Indeed.  Steve Reiss at Brown built a very nice system for treating
patterns as constraints over a source program.  I'll let the abstract
speak for itself:

  This paper describes the basis for a suite of tools that let the
  programmer work in terms of design patterns and source code
  simultaneously. It first introduces a language for defining design
  patterns. This language breaks a pattern down into elements and
  constraints over a program database of structural and semantic
  information. The language supports both creating new program elements
  when a pattern is created or modified and generating source code for
  these new elements.

  The paper next describes tools for working with patterns. These tools
  let the user identify and create instances of patterns in the source
  code.

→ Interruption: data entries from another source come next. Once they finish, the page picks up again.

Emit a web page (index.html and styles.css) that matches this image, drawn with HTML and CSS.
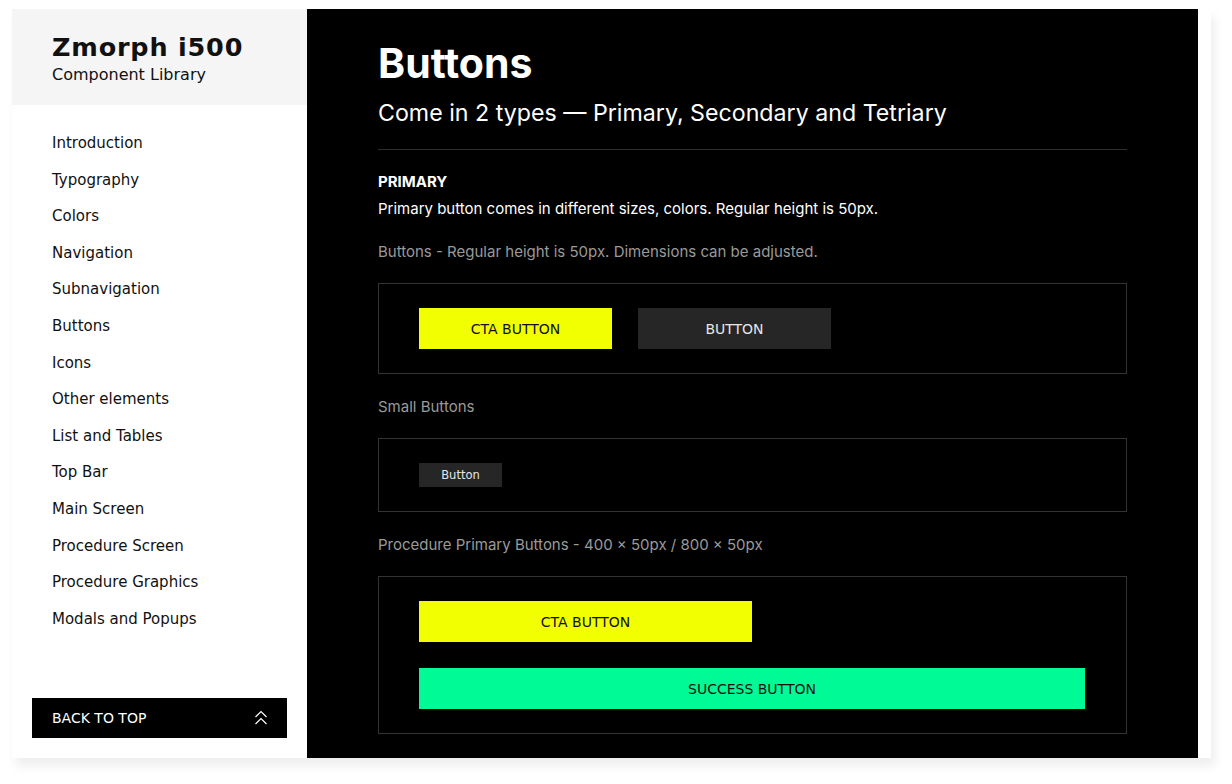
FILE: index.html
```html
<!DOCTYPE html>
<html>

<head>
    <title>Zmorph i500 - Component Library</title>
    <meta name="viewport" content="width=device-width, initial-scale=1.0">
    <link rel="stylesheet" href="styles.css">
</head>

<body>
    <div class="frame">
        <aside class="sidebar">
            <div class="brand">
                <h1>Zmorph i500</h1>
                <p>Component Library</p>
            </div>
            <nav class="menu">
                <a href="#">Introduction</a>
                <a href="#">Typography</a>
                <a href="#">Colors</a>
                <a href="#">Navigation</a>
                <a href="#">Subnavigation</a>
                <a href="#">Buttons</a>
                <a href="#">Icons</a>
                <a href="#">Other elements</a>
                <a href="#">List and Tables</a>
                <a href="#">Top Bar</a>
                <a href="#">Main Screen</a>
                <a href="#">Procedure Screen</a>
                <a href="#">Procedure Graphics</a>
                <a href="#">Modals and Popups</a>
            </nav>
            <a href="#" class="back-top">
                <span>BACK TO TOP</span>
                <svg width="14" height="18" viewBox="0 0 14 18" fill="none" stroke="#fff" stroke-width="1.2">
                    <path d="M1.5 8 L7 2.5 L12.5 8" />
                    <path d="M1.5 15 L7 9.5 L12.5 15" />
                </svg>
            </a>
        </aside>

        <main class="content">
            <h2 class="page-title">Buttons</h2>
            <p class="page-sub">Come in 2 types — Primary, Secondary and Tetriary</p>
            <hr>

            <h3 class="section-title">PRIMARY</h3>
            <p class="section-desc">Primary button comes in different sizes, colors. Regular height is 50px.</p>

            <p class="caption">Buttons - Regular height is 50px. Dimensions can be adjusted.</p>
            <div class="sample row">
                <button class="btn btn-cta">CTA BUTTON</button>
                <button class="btn btn-dark">BUTTON</button>
            </div>

            <p class="caption">Small Buttons</p>
            <div class="sample row">
                <button class="btn btn-small">Button</button>
            </div>

            <p class="caption">Procedure Primary Buttons - 400 × 50px / 800 × 50px</p>
            <div class="sample stack">
                <button class="btn btn-cta btn-wide">CTA BUTTON</button>
                <button class="btn btn-success btn-full">SUCCESS BUTTON</button>
            </div>
        </main>
    </div>
</body>

</html>
```

FILE: styles.css
```css
* {
    box-sizing: border-box;
    margin: 0;
    padding: 0;
}

body {
    background: #fff;
    font-family: "DejaVu Sans", sans-serif;
    width: 1232px;
    height: 784px;
    overflow: hidden;
}

.frame {
    display: flex;
    width: 1199px;
    height: 749px;
    margin: 9px 0 0 12px;
    background: #fff;
    padding-right: 13px;
    box-shadow: 4px 8px 10px rgba(0, 0, 0, 0.07);
}

/* sidebar */
.sidebar {
    width: 295px;
    display: flex;
    flex-direction: column;
    background: #fff;
}

.brand {
    background: #f5f5f5;
    height: 96px;
    padding: 23px 0 0 40px;
    color: #111;
}

.brand h1 {
    font-size: 25.5px;
    font-weight: bold;
    letter-spacing: 0.8px;
    line-height: 30px;
}

.brand p {
    font-size: 16px;
    line-height: 22px;
    margin-top: 2px;
}

.menu {
    display: flex;
    flex-direction: column;
    padding: 20px 0 0 40px;
}

.menu a {
    color: #111;
    text-decoration: none;
    font-size: 15px;
    line-height: 36.6px;
}

.back-top {
    margin: auto 20px 20px;
    height: 40px;
    background: #000;
    color: #fff;
    text-decoration: none;
    display: flex;
    align-items: center;
    justify-content: space-between;
    padding: 0 19px 0 20px;
    font-size: 14px;
}

/* main area */
.content {
    flex: 1;
    background: #000;
    color: #fff;
    padding: 29px 71px 0;
    font-family: Inter, "Liberation Sans", sans-serif;
}

.page-title {
    font-size: 41px;
    font-weight: 700;
    line-height: 50px;
}

.page-sub {
    font-size: 23.2px;
    line-height: 30px;
    margin-top: 10px;
}

hr {
    border: none;
    border-top: 1px solid #2e2e2e;
    margin-top: 21px;
}

.section-title {
    font-size: 15px;
    font-weight: 700;
    line-height: 20px;
    margin-top: 22px;
}

.section-desc {
    font-size: 15px;
    line-height: 20px;
    margin-top: 7px;
}

.caption {
    color: #9a9a9a;
    font-size: 15px;
    line-height: 20px;
    margin: 23px 0 21px;
}

.sample {
    border: 1px solid #333;
    padding: 24px 40px;
}

.row {
    display: flex;
    gap: 26px;
}

.stack {
    display: flex;
    flex-direction: column;
    gap: 26px;
}

/* buttons */
.btn {
    border: none;
    font-family: "DejaVu Sans", sans-serif;
    font-size: 14px;
    height: 41px;
    width: 193px;
    cursor: pointer;
}

.btn-cta {
    background: #f2ff00;
    color: #111;
}

.btn-dark {
    background: #262626;
    color: #e6e6e6;
}

.btn-small {
    background: #262626;
    color: #e6e6e6;
    width: 83px;
    height: 24px;
    font-size: 11.5px;
}

.btn-success {
    background: #00fa96;
    color: #111;
}

.btn-wide {
    width: 333px;
}

.btn-full {
    width: 666px;
}
```
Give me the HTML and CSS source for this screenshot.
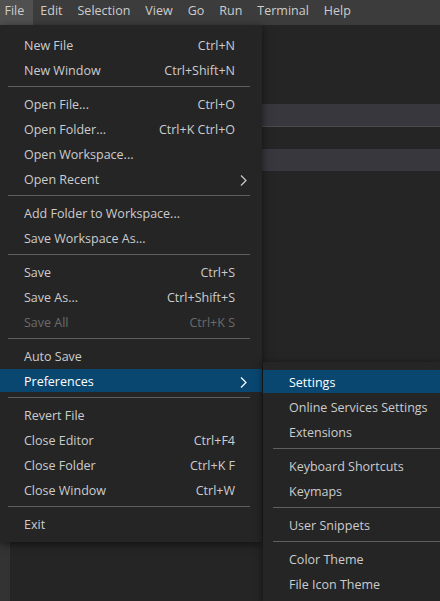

Once patterns are so identified they can be saved in a library
  of patterns that accompanies the system and the patterns can be
  verified, maintained as the source evolves, and edited to modify the
  source.

See

  http://computer.org/proceedings/hicss/0493/04938/04938054abs.htm

>			       Their composability is also quite limited (a
> good example of this is the various CL macros out there that wrap
> defclass; how do you use features from two of them at once?).

I saw the text in your related work section (which, incidentally,
seems to have a pretty warped understanding of prior work, but we can
take that off-line), but wasn't impressed by section 4.4.  I don't
actually believe this will scale.  (Two different people write macros;
what annotations can they possibly provide?)  Indeed, the idea you
propose there has been explored in detail for several years by Don
Batory, and I think his findings lend considerable weight to my claim.
The naive, purely syntactic solution isn't enough.

> Andrew Catton and I developed a tool called ELIDE last year which allows
> macro-like transformations on Java that don't have these limitations:
> parameterized annotations can be attached to any source construct, which
> trigger transformations whose scope is limited only by the developer's
> good sense.  

This was also possible in the now-defunct McMicMac macro (sorry,
"generative programming" is the fiscally correct term these days)
system that lay under DrScheme.

The point here is simply that you can have an extended notion of a
macro system that doesn't suffer from this limitation.  The real
problem here isn't this, but rather in making composition sensible.